The defendant says the testimony by this witness that he was in fear when he climbed out the window of his mother's house was not relevant to any issue in the case and it only went to prove the defendant's character and that he acted in conformity therewith. He says the testimony should have been excluded pursuant to N.C.G.S. § 8C-1, Rule 404(a). See State v. Bell, 87 N.C.App. 626, 362 S.E.2d 288 (1987) and State v. Slade, 71 N.C.App. 212, 321 S.E.2d 490 (1984).

It should have added very little to the knowledge of the jury for the witness to say he was in fear when he fled from the house when he found the defendant in it. The jury had probably concluded on its own that this was so. Nevertheless, this testimony was relevant to prove matters at issue other than the character of the defendant.
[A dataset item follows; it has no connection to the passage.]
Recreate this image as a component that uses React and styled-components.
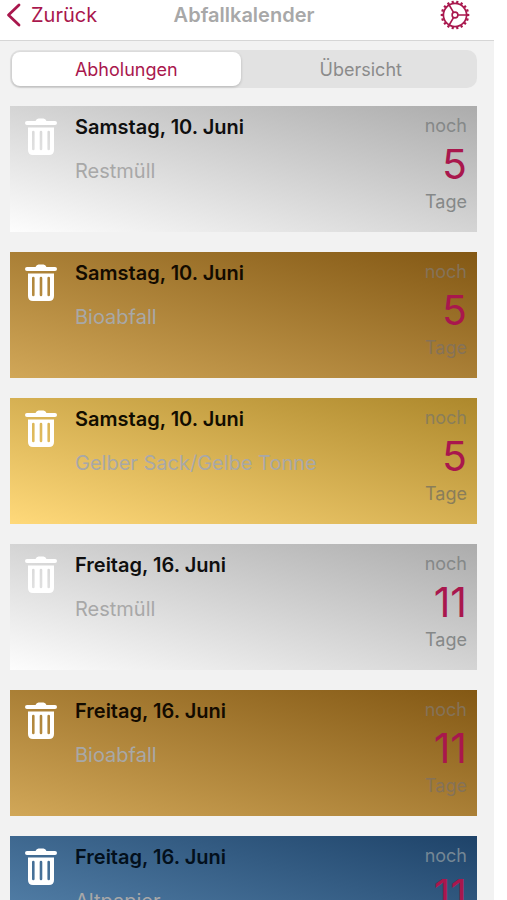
import React, { useState } from "react";
import styled, { createGlobalStyle } from "styled-components";

const GlobalStyle = createGlobalStyle`
  *, *::before, *::after { box-sizing: border-box; }
  body {
    margin: 0;
    background: #ffffff;
    font-family: Inter, "Liberation Sans", sans-serif;
  }
`;

const accent = "#a9174d";

const Screen = styled.div`
  display: flex;
  flex-direction: column;
  height: 100vh;
  margin-right: 13px;
  overflow: hidden;
  background: #f2f2f2;
`;

const Header = styled.header`
  display: grid;
  grid-template-columns: 1fr auto 1fr;
  align-items: center;
  flex: none;
  height: 41px;
  padding: 0 24px 14px 6px;
  background: #ffffff;
  border-bottom: 1px solid #d6d6d6;
`;

const BackLink = styled.a`
  display: flex;
  align-items: center;
  gap: 10px;
  justify-self: start;
  color: ${accent};
  font-size: 20px;
  line-height: 28px;
  text-decoration: none;
`;

const Title = styled.h1`
  margin: 0 0 0 12px;
  color: #a8a8a8;
  font-size: 20px;
  font-weight: 600;
  line-height: 28px;
`;

const IconButton = styled.button`
  display: flex;
  justify-self: end;
  padding: 0;
  border: 0;
  background: none;
  color: ${accent};
  cursor: pointer;
`;

const Segments = styled.div`
  display: grid;
  grid-template-columns: 1fr 1fr;
  gap: 6px;
  flex: none;
  margin: 9px 17px 18px 10px;
  padding: 2px;
  border-radius: 10px;
  background: #e2e2e2;
`;

const Segment = styled.button`
  height: 34px;
  padding: 0;
  border: 0;
  border-radius: 8px;
  background: ${(p) => (p.$active ? "#ffffff" : "transparent")};
  box-shadow: ${(p) => (p.$active ? "0 1px 3px rgba(0, 0, 0, 0.2)" : "none")};
  color: ${(p) => (p.$active ? accent : "#8b8b8b")};
  font-family: inherit;
  font-size: 18px;
  cursor: pointer;
`;

const List = styled.ul`
  display: flex;
  flex-direction: column;
  flex: 1;
  gap: 20px;
  min-height: 0;
  margin: 0;
  padding: 0 17px 20px 10px;
  overflow-y: auto;
  scrollbar-width: none;
  list-style: none;
`;

const Card = styled.li`
  display: flex;
  flex: none;
  min-height: 126px;
  padding: 7px 10px 16px 15px;
  background: linear-gradient(to top right, ${(p) => p.$from}, ${(p) => p.$to});
`;

const TrashSvg = styled.svg`
  flex: none;
  margin-top: 5px;
`;

const Details = styled.div`
  flex: 1;
  min-width: 0;
  padding-left: 18px;
`;

const Day = styled.h2`
  margin: 0 0 16px;
  color: ${(p) => p.$color};
  font-size: 20px;
  font-weight: 600;
  line-height: 28px;
`;

const Kind = styled.p`
  margin: 0;
  color: #a8a8a8;
  font-size: 20px;
  line-height: 28px;
`;

const Countdown = styled.div`
  display: flex;
  flex-direction: column;
  align-items: flex-end;
  color: ${(p) => p.$color};
  font-size: 18px;
  line-height: 26px;
`;

const Count = styled.strong`
  color: ${accent};
  font-size: 41px;
  font-weight: 400;
  line-height: 50px;
`;

const bins = {
  rest: { name: "Restmüll", from: "#fdfdfd", to: "#acacac", day: "#0f0f0f", note: "#858888" },
  bio: { name: "Bioabfall", from: "#d1a758", to: "#835814", day: "#130b00", note: "#857258" },
  gelb: { name: "Gelber Sack/Gelbe Tonne", from: "#ffd97a", to: "#ad882c", day: "#120d00", note: "#8a7e5a" },
  papier: { name: "Altpapier", from: "#5f8db6", to: "#1e4369", day: "#03101c", note: "#748795" },
};

const pickups = [
  { day: "Samstag, 10. Juni", bin: "rest", days: 5 },
  { day: "Samstag, 10. Juni", bin: "bio", days: 5 },
  { day: "Samstag, 10. Juni", bin: "gelb", days: 5 },
  { day: "Freitag, 16. Juni", bin: "rest", days: 11 },
  { day: "Freitag, 16. Juni", bin: "bio", days: 11 },
  { day: "Freitag, 16. Juni", bin: "papier", days: 11 },
];

const ChevronIcon = () => (
  <svg width="15" height="24" viewBox="0 0 15 24" fill="none" aria-hidden="true">
    <path d="M13 2 2.5 12 13 22" stroke="currentColor" strokeWidth="2.8" strokeLinecap="round" strokeLinejoin="round" />
  </svg>
);

const GearIcon = () => (
  <svg width="30" height="30" viewBox="-15 -15 30 30" fill="none" stroke="currentColor" aria-hidden="true">
    <circle r="11.6" strokeWidth="1.7" />
    <circle r="2.9" strokeWidth="1.6" />
    <path d="M3 0H11.5M-1.5 -2.6-5.8 -10M-1.5 2.6-5.8 10" strokeWidth="1.6" />
    {Array.from({ length: 18 }, (_, i) => (
      <path key={i} d="M12 0H14.3" strokeWidth="2.2" transform={`rotate(${i * 20})`} />
    ))}
  </svg>
);

const TrashIcon = () => (
  <TrashSvg width="32" height="37" viewBox="0 0 32 37" fill="#ffffff" aria-hidden="true">
    <path d="M2 3H10.5Q11.5 .5 13.5 .5H18.5Q20.5 .5 21.5 3H30A2 2 0 0 1 30 7H2A2 2 0 0 1 2 3Z" />
    <path
      fillRule="evenodd"
      d="M3 9.5H29V32Q29 37 24 37H8Q3 37 3 32ZM7 14V31A1.3 1.3 0 0 0 9.6 31V14A1.3 1.3 0 0 0 7 14ZM14.7 14V31A1.3 1.3 0 0 0 17.3 31V14A1.3 1.3 0 0 0 14.7 14ZM22.4 14V31A1.3 1.3 0 0 0 25 31V14A1.3 1.3 0 0 0 22.4 14Z"
    />
  </TrashSvg>
);

export default function App() {
  const [tab, setTab] = useState("Abholungen");
  return (
    <>
      <GlobalStyle />
      <Screen>
        <Header>
          <BackLink href="#zurueck">
            <ChevronIcon />
            Zurück
          </BackLink>
          <Title>Abfallkalender</Title>
          <IconButton type="button" aria-label="Einstellungen">
            <GearIcon />
          </IconButton>
        </Header>
        <Segments>
          {["Abholungen", "Übersicht"].map((name) => (
            <Segment
              key={name}
              type="button"
              aria-pressed={tab === name}
              $active={tab === name}
              onClick={() => setTab(name)}
            >
              {name}
            </Segment>
          ))}
        </Segments>
        <List>
          {pickups.map((pickup, i) => {
            const bin = bins[pickup.bin];
            return (
              <Card key={i} $from={bin.from} $to={bin.to}>
                <TrashIcon />
                <Details>
                  <Day $color={bin.day}>{pickup.day}</Day>
                  <Kind>{bin.name}</Kind>
                </Details>
                <Countdown $color={bin.note}>
                  <span>noch</span>
                  <Count>{pickup.days}</Count>
                  <span>Tage</span>
                </Countdown>
              </Card>
            );
          })}
        </List>
      </Screen>
    </>
  );
}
Whether the witness' fear at the time of the entry was for his own safety or the safety of his mother, it was relevant to rebut the defendant's contention that he was in the house with the consent of the victim. Further, the witness' feeling of fear served to corroborate the testimony of witnesses indicating the defendant had threatened the victim and demonstrates the state of the familial relationship in the period immediately preceding the murder. This assignment of error is overruled.